Turkey Unplugged – Day Ten

I spent my last day in Turkey (04 Nov 2013) in Taksim Gezi Park writing in my journal, and observing the comings and goings of the people who live in Istanbul.  I used those last few hours to sum up my experience of Turkey.  I wrote, “I noticed that the hotels in Turkey don’t have those signs telling you how much you will have to pay if you steal the towels etc.  I don’t know if it is because Turkish people wouldn’t dream of stealing, or if it is because the hotels haven’t caught on to this not so subtle way of  warning would be thieves.”

A list of hotels in Taksim, Istanbul

A list of hotels in Taksim, Istanbul

Fountain in Taksim Gezi Park

Fountain in Taksim Gezi Park

“The weather has been amazing!  I am wearing a hoodie over a T-shirt, and I am sitting in the shade; I am not cold.  Here in Istanbul, people are wearing jackets but not winter coats.  Yesterday, in the mountains, I saw people wearing full-length, down-filled coats.”

highlands-of-turkey

“Most of the people in the park are men; in fact, most of the people on the street are men.  Old men sit at makeshift sidewalk cafe’s smoking, drinking coffee or çay, and talking or playing backgammon. Where are the women?  According to Edward, the Irishman in Kusadasi, the women are working.  I saw women picking cotton and women working as cashiers in both of the supermarkets I patronized, but not very many women seem to work in the hospitality industry, chambermaids notwithstanding.  The waiters and bartenders in most of the places where I ate and drank were men.  The sales people in the Grand Bazaar, in the leather shop, in the carpet shop, and in the spice market were men.”

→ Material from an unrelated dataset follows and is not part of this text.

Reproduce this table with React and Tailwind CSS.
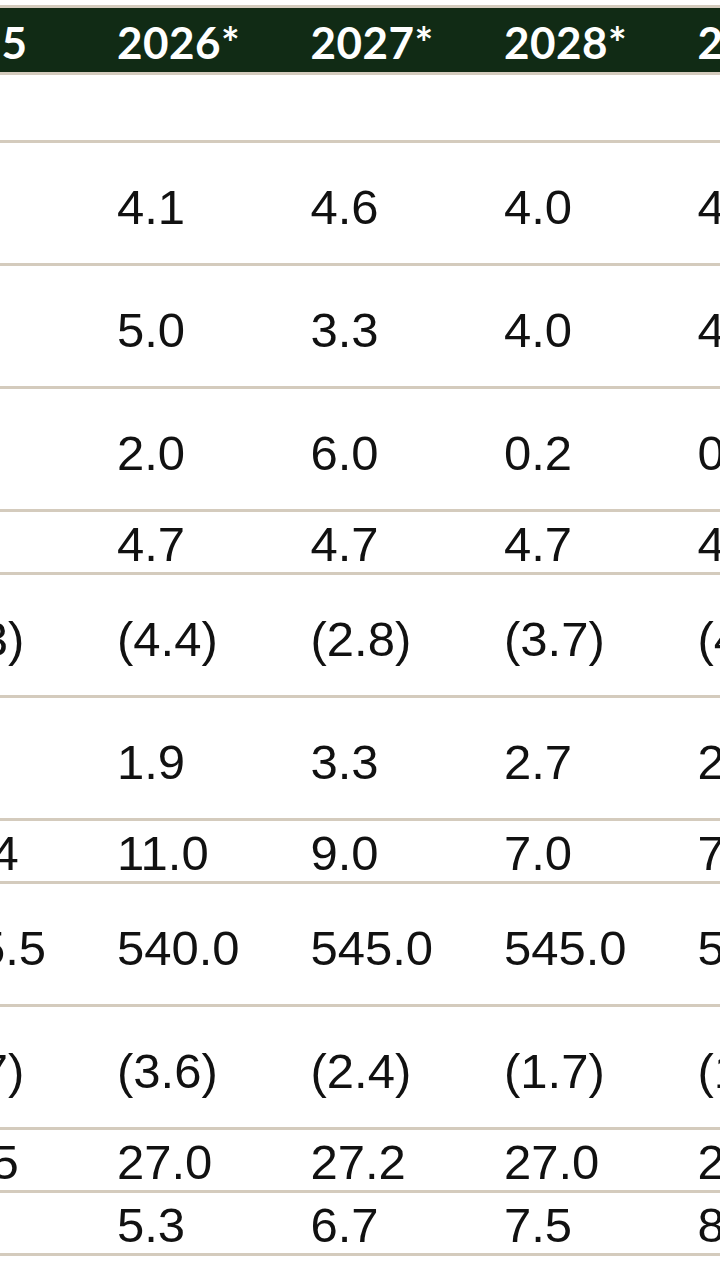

“In spite of there being poor refugees from neighbouring countries such as Syria, no-one has begged money from me.  A lady with a cart just removed recyclables from the trash bin.”

The final entry in my journal was a list of ‘plus’ and ‘minus’ points about the Turkey Unplugged Tour.  On the plus side was Huseyin with on-hand information about absolutely everything, pre-arranged tickets and no queuing at all of the sites, and moderate to good hotels in good locations.  On the minus side was early morning wake up calls, brisk walks through most of the sites, and no time spent where ‘real’ people live.  Who should take this tour?  First timers to Turkey regardless of age, and singles, couples, and friends.  Who should not take this tour?  People who are uncomfortable with strangers and people who hate waking up in the morning.